We want to look today at the question of where our confidence lies. And when we look at Saul, we see an example of looking at all the wrong places. This morning, where is your confidence? It’s easy to say it is in God, but there are so many other places we turn to find our confidence. Let’s pray that the example of Saul will teach each of us. --PRAYER--
Part of the consequence of living in this sinful world of ours in that we face problems. It’s something that none of us are immune to. But how do we face our problems? The source of our confidence says a lot about our faith.
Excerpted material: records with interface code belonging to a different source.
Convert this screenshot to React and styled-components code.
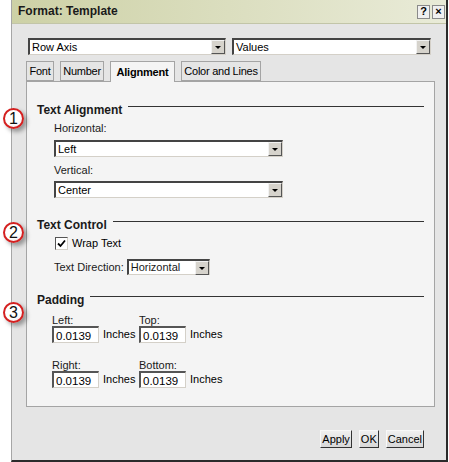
import React from "react";
import styled, { createGlobalStyle } from "styled-components";

const GlobalStyle = createGlobalStyle`
  html, body { margin: 0; padding: 0; background: #fff; }
  body { font-family: "Liberation Sans", Arial, sans-serif; font-size: 11px; line-height: 13px; color: #000; }
`;

const Page = styled.div`
  position: relative;
  width: 449px;
  height: 462px;
  padding-left: 11px;
  box-sizing: border-box;
`;

const Dialog = styled.div`
  width: 437px;
  height: 462px;
  box-sizing: border-box;
  background: #e5e5e5;
  border-left: 1px solid #a6a6a6;
  border-right: 2px solid #2b2b2b;
  border-bottom: 2px solid #2b2b2b;
  display: flex;
  flex-direction: column;
`;

const TitleBar = styled.div`
  height: 24px;
  box-sizing: border-box;
  display: flex;
  align-items: center;
  justify-content: space-between;
  padding: 0 1px 0 6px;
  background: linear-gradient(to right, #cdd1a6, #e9ebd8);
  border-bottom: 1px solid #c2c5a8;
`;

const Title = styled.div`
  font-weight: bold;
  font-size: 12px;
  color: #1a1a1a;
`;

const TitleButtons = styled.div`
  display: flex;
  gap: 2px;
`;

const TitleButton = styled.div`
  width: 13px;
  height: 14px;
  box-sizing: border-box;
  background: #f0f0f0;
  border: 1px solid #8a8a8a;
  display: flex;
  align-items: center;
  justify-content: center;
  font-weight: bold;
  font-size: 11px;
  line-height: 1;
`;

const Body = styled.div`
  flex: 1;
  display: flex;
  flex-direction: column;
  padding: 14px 11px 0 14px;
`;

const TopRow = styled.div`
  display: flex;
  gap: 6px;
  padding-left: 2px;
`;

const SelectBox = styled.div`
  width: ${(p) => p.$w}px;
  height: ${(p) => p.$h || 17}px;
  flex: none;
  box-sizing: border-box;
  background: #fff;
  border-top: 2px solid #444;
  border-left: 2px solid #444;
  border-right: 1px solid #d4d0c8;
  border-bottom: 1px solid #d4d0c8;
  display: flex;
  align-items: center;
  justify-content: space-between;
  font-size: 11px;
`;

const SelectText = styled.span`
  padding-left: 2px;
  white-space: nowrap;
`;

const Arrow = styled.div`
  width: 14px;
  height: 14px;
  box-sizing: border-box;
  background: #d6d3cc;
  border-top: 1px solid #f2f2f2;
  border-left: 1px solid #f2f2f2;
  border-right: 1px solid #555;
  border-bottom: 1px solid #555;
  display: flex;
  align-items: center;
  justify-content: center;
  &::after {
    content: "";
    border-left: 3px solid transparent;
    border-right: 3px solid transparent;
    border-top: 3px solid #000;
    margin-top: 1px;
  }
`;

const Select = ({ value, w, h }) => (
  <SelectBox $w={w} $h={h}>
    <SelectText>{value}</SelectText>
    <Arrow />
  </SelectBox>
);

const Tabs = styled.div`
  display: flex;
  gap: 6px;
  margin-top: 6px;
  position: relative;
  z-index: 1;
`;

const Tab = styled.div`
  width: ${(p) => p.$w}px;
  height: ${(p) => (p.$active ? 21 : 20)}px;
  box-sizing: border-box;
  display: flex;
  align-items: center;
  justify-content: center;
  white-space: nowrap;
  border: 1px solid #a4a4a4;
  border-bottom: ${(p) => (p.$active ? "none" : "1px solid #a4a4a4")};
  background: ${(p) => (p.$active ? "#f4f4f4" : "#e5e5e5")};
  font-weight: ${(p) => (p.$active ? "bold" : "normal")};
  font-size: 11px;
  letter-spacing: ${(p) => (p.$active ? "-0.2px" : "-0.25px")};
  margin-bottom: ${(p) => (p.$active ? -1 : 0)}px;
`;

const Panel = styled.div`
  height: 326px;
  box-sizing: border-box;
  background: #f4f4f4;
  border: 1px solid #a4a4a4;
  padding: 21px 10px 0 10px;
  display: flex;
  flex-direction: column;
`;

const Section = styled.div`
  display: flex;
  flex-direction: column;
  margin-top: ${(p) => p.$mt || 0}px;
`;

const Legend = styled.div`
  display: flex;
  align-items: center;
  gap: 6px;
  font-weight: bold;
  font-size: 12px;
  line-height: 14px;
  color: #1a1a1a;
  &::after {
    content: "";
    flex: 1;
    height: 1px;
    background: #333;
    transform: translateY(-4px);
  }
`;

const Indent = styled.div`
  display: flex;
  flex-direction: column;
  padding-left: ${(p) => p.$pl || 17}px;
`;

const Label = styled.div`
  color: #1a1a1a;
  line-height: ${(p) => p.$lh || 13}px;
  margin-top: ${(p) => p.$mt || 0}px;
  margin-bottom: ${(p) => p.$mb || 0}px;
`;

const CheckRow = styled.label`
  display: flex;
  align-items: center;
  gap: 4px;
  margin-top: 5px;
  height: 13px;
`;

const CheckBox = styled.span`
  width: 13px;
  height: 13px;
  box-sizing: border-box;
  background: #fff;
  border-top: 1px solid #555;
  border-left: 1px solid #555;
  border-right: 1px solid #d4d0c8;
  border-bottom: 1px solid #d4d0c8;
  display: flex;
  align-items: center;
  justify-content: center;
`;

const DirectionRow = styled.div`
  display: flex;
  align-items: center;
  gap: 3px;
  margin-top: 9px;
  color: #1a1a1a;
`;

const PadGrid = styled.div`
  display: grid;
  grid-template-columns: 87px 120px;
  row-gap: 16px;
  margin-top: 7px;
  padding-left: 15px;
`;

const PadField = styled.div`
  display: flex;
  flex-direction: column;
`;

const PadLine = styled.div`
  display: flex;
  align-items: center;
  gap: 4px;
`;

const NumInput = styled.div`
  width: 47px;
  height: 17px;
  box-sizing: border-box;
  background: #fff;
  border-top: 2px solid #555;
  border-left: 2px solid #555;
  border-right: 1px solid #d4d0c8;
  border-bottom: 1px solid #d4d0c8;
  padding: 2px 0 0 2px;
  font-size: 11.5px;
  line-height: 13px;
`;

const Footer = styled.div`
  display: flex;
  justify-content: flex-end;
  gap: 7px;
  padding: 23px 11px 0 0;
`;

const Button = styled.div`
  height: 18px;
  box-sizing: border-box;
  padding: 0 1px;
  display: flex;
  align-items: center;
  background: linear-gradient(#f0f0f0, #d8d8d8);
  border-top: 1px solid #f8f8f8;
  border-left: 1px solid #f8f8f8;
  border-right: 1px solid #333;
  border-bottom: 1px solid #333;
`;

const Callout = styled.div`
  position: absolute;
  left: 3px;
  top: ${(p) => p.$top}px;
  width: 21px;
  height: 21px;
  box-sizing: border-box;
  border-radius: 50%;
  border: 2px solid #d42020;
  background: radial-gradient(circle at 40% 35%, #fff 55%, #f0dede);
  box-shadow: 3px 3px 4px rgba(0, 0, 0, 0.35);
  display: flex;
  align-items: center;
  justify-content: center;
  font-size: 16px;
  color: #111;
  z-index: 2;
`;

const Check = () => (
  <svg width="9" height="9" viewBox="0 0 9 9">
    <path d="M1 4.5 L3.5 7 L8 1.5" stroke="#000" strokeWidth="1.8" fill="none" />
  </svg>
);

const PadItem = ({ label, value }) => (
  <PadField>
    <Label $lh={12}>{label}</Label>
    <PadLine>
      <NumInput>{value}</NumInput>
      <span>Inches</span>
    </PadLine>
  </PadField>
);

export default function App() {
  return (
    <Page>
      <GlobalStyle />
      <Dialog>
        <TitleBar>
          <Title>Format: Template</Title>
          <TitleButtons>
            <TitleButton>?</TitleButton>
            <TitleButton>×</TitleButton>
          </TitleButtons>
        </TitleBar>
        <Body>
          <TopRow>
            <Select value="Row Axis" w={198} />
            <Select value="Values" w={199} />
          </TopRow>
          <Tabs>
            <Tab $w={28}>Font</Tab>
            <Tab $w={44}>Number</Tab>
            <Tab $w={65} $active>Alignment</Tab>
            <Tab $w={80}>Color and Lines</Tab>
          </Tabs>
          <Panel>
            <Section>
              <Legend>Text Alignment</Legend>
              <Indent>
                <Label $mt={5} $mb={5}>Horizontal:</Label>
                <Select value="Left" w={229} />
                <Label $mt={7} $mb={4}>Vertical:</Label>
                <Select value="Center" w={229} />
              </Indent>
            </Section>
            <Section $mt={20}>
              <Legend>Text Control</Legend>
              <Indent $pl={18}>
                <CheckRow>
                  <CheckBox><Check /></CheckBox>
                  Wrap Text
                </CheckRow>
              </Indent>
              <Indent>
                <DirectionRow>
                  Text Direction:
                  <Select value="Horizontal" w={83} h={16} />
                </DirectionRow>
              </Indent>
            </Section>
            <Section $mt={18}>
              <Legend>Padding</Legend>
              <PadGrid>
                <PadItem label="Left:" value="0.0139" />
                <PadItem label="Top:" value="0.0139" />
                <PadItem label="Right:" value="0.0139" />
                <PadItem label="Bottom:" value="0.0139" />
              </PadGrid>
            </Section>
          </Panel>
          <Footer>
            <Button>Apply</Button>
            <Button>OK</Button>
            <Button>Cancel</Button>
          </Footer>
        </Body>
      </Dialog>
      <Callout $top={108}>1</Callout>
      <Callout $top={222}>2</Callout>
      <Callout $top={302}>3</Callout>
    </Page>
  );
}
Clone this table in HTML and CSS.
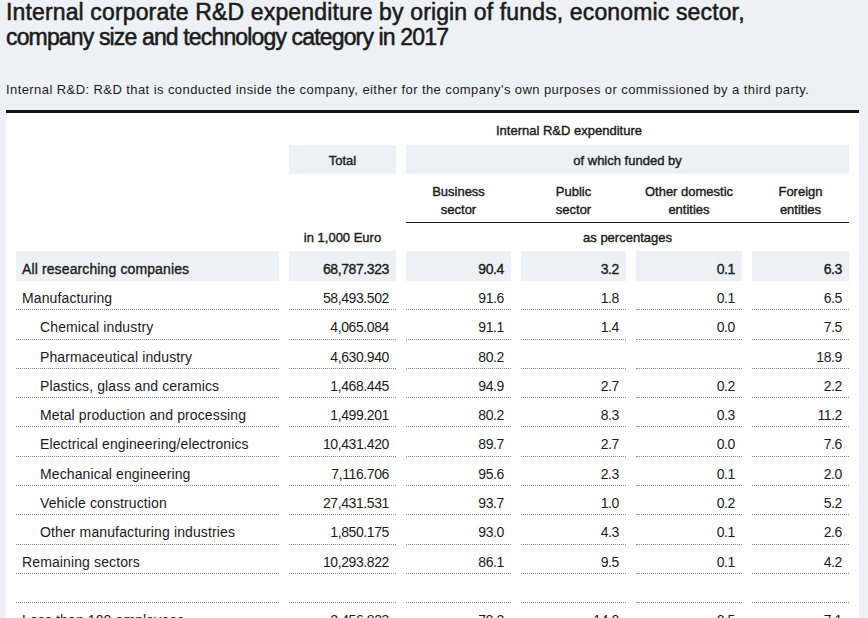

Often we look at our own strength and ability, we look at our intelligence to figure out solutions, we try to use might to keep us safe, we hope luck and chance is on our side, and the stars are in our favor, and when they aren’t, we seek to dull our pain through amusement and entertainment. And we do all of this instead of running to the one, the only one, who can help us.
That, in a nutshell, is the story of King Saul. King Saul, as we saw in chap. 10, is a head taller than any of the other Jews. Of course he would be the ideal king, at least in the thinking of all the people. Because they are looking at having
1. Confidence in Human Ability - It was important for a king to be strong, because he was the one who led his troops in battle. Often a nation would choose one of their best fighters to be the king. The king was always out in front in the battle. So the fact that God chose this giant of a man caused the people to be elated.
Saul was from the right family. He had blue blood. It says in 1 Samuel 9:1 - There was a Benjamite, a man of standing, whose name was Kish son of Abiel, the son of Zeror, the son of Becorath, the son of Aphiah of Benjamin. He had a son named Saul, an impressive young man without equal among the Israelites--a head taller than any of the others. Not only was Saul, tall, he was also good-looking, the meaning of “impressive” here. So he is tall, young, handsome, and from a wealthy family. It sounds like John Kennedy. If there is anyone from an earthly perspective who would make a good candidate for king, it is Saul.